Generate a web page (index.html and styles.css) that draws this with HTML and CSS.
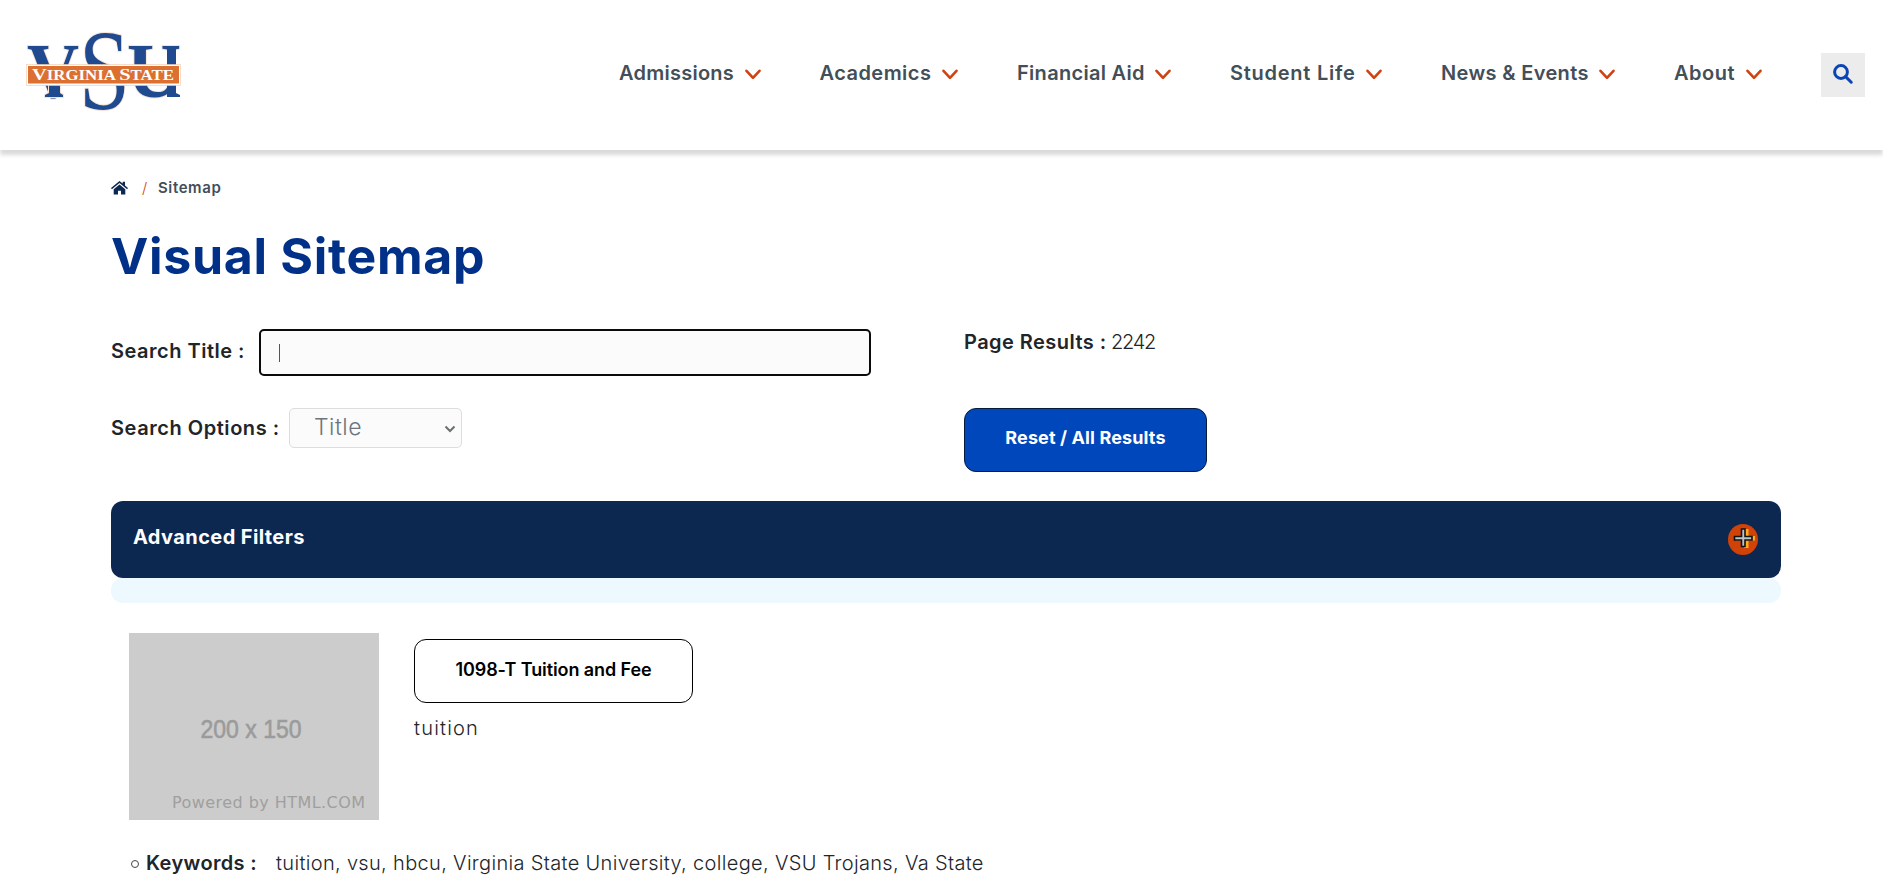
FILE: index.html
```html
<!DOCTYPE html>
<html lang="en">
<head>
<meta charset="utf-8">
<title>Visual Sitemap</title>
<link rel="stylesheet" href="styles.css">
</head>
<body>
<header class="site-header">
  <svg class="logo" width="170" height="100" viewBox="0 0 170 100" role="img" aria-label="VSU Virginia State">
    <g class="logo-letters">
      <text x="7" y="69" font-size="79" textLength="52" lengthAdjust="spacingAndGlyphs">V</text>
      <path d="M29 57h11v8l3 2v2H25v-2l4-2Z"/>
      <text x="107" y="69" font-size="79" textLength="54" lengthAdjust="spacingAndGlyphs">U</text>
      <path class="logo-stem" d="M147 18h9v47l4 2v2H147Z"/>
      <text class="logo-s" x="59" y="81" font-size="115" textLength="51" lengthAdjust="spacingAndGlyphs">S</text>
    </g>
    <rect x="6.500" y="36.500" width="154" height="21" fill="#fff" stroke="#f3c6a8" stroke-width=".6"/>
    <rect x="8" y="38" width="151" height="17.500" fill="#db7030"/>
    <text class="logo-name" x="12" y="52" font-size="17.500" textLength="142" lengthAdjust="spacingAndGlyphs">V<tspan font-size="14.500">IRGINIA </tspan>S<tspan font-size="14.500">TATE</tspan></text>
  </svg>
  <nav class="nav">
    <a class="nav-item"><span class="n1">Admissions</span><svg class="chev" viewBox="0 0 16 11"><path d="M1.500 1.800 8 8.800l6.500-7"/></svg></a>
    <a class="nav-item"><span class="n2">Academics</span><svg class="chev" viewBox="0 0 16 11"><path d="M1.500 1.800 8 8.800l6.500-7"/></svg></a>
    <a class="nav-item"><span class="n3">Financial Aid</span><svg class="chev" viewBox="0 0 16 11"><path d="M1.500 1.800 8 8.800l6.500-7"/></svg></a>
    <a class="nav-item"><span class="n4">Student Life</span><svg class="chev" viewBox="0 0 16 11"><path d="M1.500 1.800 8 8.800l6.500-7"/></svg></a>
    <a class="nav-item"><span class="n5">News &amp; Events</span><svg class="chev" viewBox="0 0 16 11"><path d="M1.500 1.800 8 8.800l6.500-7"/></svg></a>
    <a class="nav-item"><span class="n6">About</span><svg class="chev" viewBox="0 0 16 11"><path d="M1.500 1.800 8 8.800l6.500-7"/></svg></a>
  </nav>
  <button class="search-btn" aria-label="Search"><svg width="20" height="20" viewBox="0 0 20 20"><circle cx="8" cy="8" r="6.400"/><path d="m12.600 12.600 5.600 5.600"/></svg></button>
</header>
<main class="page">
  <div class="crumbs">
    <svg class="home" width="17" height="14" viewBox="0 0 17 14"><path d="M8.500 3.400 14.300 8.200V13.500H10V9.700H7V13.500H2.700V8.200Z"/><path d="M8.500 0 11.700 2.600V.8H14V4.600L17 7.100 16.100 8.200 8.500 2 .9 8.200 0 7.100Z"/></svg>
    <span class="slash">/</span><span class="crumb">Sitemap</span>
  </div>
  <h1 class="title"><span>Visual Sitemap</span></h1>
  <div class="form">
    <div class="row-title"><label class="l1">Search Title :</label><div class="input"><i class="caret"></i></div></div>
    <div class="results"><b class="l3">Page Results :</b><span class="count">2242</span></div>
    <div class="row-options"><label class="l2">Search Options :</label><div class="select"><span>Title</span><svg width="12" height="8" viewBox="0 0 12 8"><path d="m1.500 1.500 4.500 4.500 4.500-4.500"/></svg></div></div>
    <button class="btn reset"><span>Reset / All Results</span></button>
  </div>
  <section class="filters">
    <div class="filters-bar"><span class="filters-label">Advanced Filters</span>
      <svg width="30" height="31" viewBox="0 0 30 31"><ellipse cx="15" cy="15.500" rx="15" ry="15.500" fill="#d04208"/><path d="M16 5h4.500v7H27v4.500h-6.500V24H16v-7.500H8V12h8Z" fill="#ffab1a"/><path d="M13.500 5h3.500v7.500h7v3.500h-7v6.500h-3.500V16h-7v-3.500h7Z" fill="#b9c4c8" stroke="#111" stroke-width="1.600"/></svg>
    </div>
    <div class="filters-body"></div>
  </section>
  <article class="entry">
    <svg class="thumb" width="250" height="187" viewBox="0 0 250 187"><rect width="250" height="187" fill="#ccc"/><text class="dim" x="71.500" y="105" textLength="101" lengthAdjust="spacingAndGlyphs">200 x 150</text><text class="powered" x="43" y="175" textLength="193">Powered by HTML.COM</text></svg>
    <div class="entry-body"><a class="btn outline"><span>1098-T Tuition and Fee</span></a><p class="desc"><span>tuition</span></p></div>
  </article>
  <div class="keywords"><i class="dot"></i><b class="kw">Keywords :</b><span class="kw-list">tuition, vsu, hbcu, Virginia State University, college, VSU Trojans, Va State</span></div>
</main>
</body>
</html>
```
FILE: styles.css
```css
* { box-sizing: border-box; }
body { margin: 0; height: 880px; overflow: hidden; background: #fff; color: #212529; font: 300 20px/30px Inter, "Open Sans", sans-serif; }
button { font-family: inherit; }
span, b, label { white-space: nowrap; }
svg { display: block; flex: none; }

.site-header { height: 150px; display: flex; align-items: flex-start; padding-left: 20px; background: #fff; box-shadow: 0 5px 4px 0 rgba(0, 0, 0, .15); }
.logo { margin-top: 28px; }
.logo-letters { font-family: "Liberation Serif", serif; font-weight: 700; fill: #204a90; paint-order: stroke; stroke: #f5e3d8; stroke-width: 2px; }
.logo-stem { stroke: none; }
.logo-s { font-weight: 400; }
.logo-name { font-family: "Liberation Serif", serif; font-weight: 700; fill: #fff; }
.nav { display: flex; gap: 59px; margin-left: 429px; padding-top: 58px; }
.nav-item { display: flex; align-items: center; gap: 11px; color: #434f58; font-weight: 600; }
.n1 { width: 114.5px; letter-spacing: .25px; }
.n2 { width: 111.5px; letter-spacing: .45px; }
.n3 { width: 127px; letter-spacing: .3px; }
.n4 { width: 125px; letter-spacing: .75px; }
.n5 { width: 147px; letter-spacing: .35px; }
.n6 { width: 61px; letter-spacing: .5px; }
.chev { width: 16px; height: 11px; margin-top: 2px; fill: none; stroke: #cf4310; stroke-width: 2.6; stroke-linecap: round; stroke-linejoin: round; }
.search-btn { width: 44px; height: 44px; margin: 53px 18px 0 auto; padding: 0 0 2px; border: 0; background: #ececec; display: grid; place-items: center; }
.search-btn svg { fill: none; stroke: #0b45b5; stroke-width: 3; stroke-linecap: round; }

.page { padding: 0 102px 0 111px; }
.crumbs { display: flex; align-items: center; height: 30px; margin-top: 23px; font-size: 15px; }
.home { fill: #0d2850; }
.slash { margin-left: 14px; width: 16px; color: #cf4310; }
.crumb { font-weight: 600; color: #434f58; letter-spacing: .6px; }
.title { margin: 23px 0 0; height: 60px; font-size: 50px; line-height: 60px; font-weight: 700; color: #003087; letter-spacing: .7px; }

.form { display: grid; grid-template-columns: 853px auto; grid-template-rows: 79px 93px; justify-content: start; margin-top: 43px; font-weight: 600; }
.row-title, .row-options { display: flex; align-items: flex-start; }
.row-title label { width: 148px; padding-top: 7px; letter-spacing: .5px; }
.input { width: 612px; height: 47px; border: 2px solid #0b0b0b; border-radius: 5px; background: #fbfbfb; padding: 13px 18px; }
.caret { display: block; width: 1px; height: 18px; background: #555; }
.results { display: flex; line-height: 27px; }
.results b { width: 147px; font-weight: 600; letter-spacing: .45px; }
.count { font-weight: 300; letter-spacing: -1.3px; }
.row-options label { width: 178px; padding-top: 5px; letter-spacing: .55px; }
.select { width: 173px; height: 40px; border: 1px solid #ddd; border-radius: 5px; background: #fbfbfb; display: flex; align-items: center; justify-content: space-between; padding: 0 5px 3px 24px; font-size: 23px; font-weight: 300; color: #6c757d; letter-spacing: .5px; }
.select svg { margin-top: 4px; fill: none; stroke: #6a6f73; stroke-width: 2; }
.btn { display: flex; justify-content: center; height: 64px; padding: 15px 0 0; border: 1px solid #000; border-radius: 12px; font-size: 18px; line-height: 30px; font-weight: 600; color: #000; letter-spacing: -.1px; }
.reset { width: 243px; padding-top: 14px; background: #0047bb; border-color: #071a3f; color: #fff; font-weight: 700; letter-spacing: .12px; }
.reset span { height: 30px; }

.filters-bar { height: 77px; display: flex; justify-content: space-between; padding: 21px 23px 0 22px; border-radius: 12px; background: #0d2850; color: #fff; font-weight: 700; }
.filters-label { letter-spacing: .4px; }
.filters-bar svg { margin-top: 2px; }
.filters-body { height: 25px; border-radius: 12px; background: #eef8ff; }

.entry { display: flex; gap: 35px; margin: 30px 0 0 18px; }
.dim { font: 400 26px "Liberation Sans", sans-serif; fill: #9b9b9b; stroke: #9b9b9b; stroke-width: .6px; }
.powered { font: 400 16px "DejaVu Sans", sans-serif; fill: #9f9f9f; }
.entry-body { padding-top: 6px; }
.outline { width: 279px; }
.desc { margin: 10px 0 0; letter-spacing: 1.2px; }
.keywords { display: flex; align-items: center; height: 30px; margin: 28px 0 0 20px; }
.dot { width: 8px; height: 8px; margin: 2px 7px 0 0; border: 1px solid #444; border-radius: 50%; }
.kw { width: 130px; font-weight: 600; letter-spacing: .35px; }
.kw-list { letter-spacing: .33px; }
```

++++++

**EXERCISE BRIEF:**
Copy out each line that contains the word "styles".

**TASK OUTPUT:**
Generate a web page (index.html and styles.css) that draws this with HTML and CSS.
<link rel="stylesheet" href="styles.css">
FILE: styles.css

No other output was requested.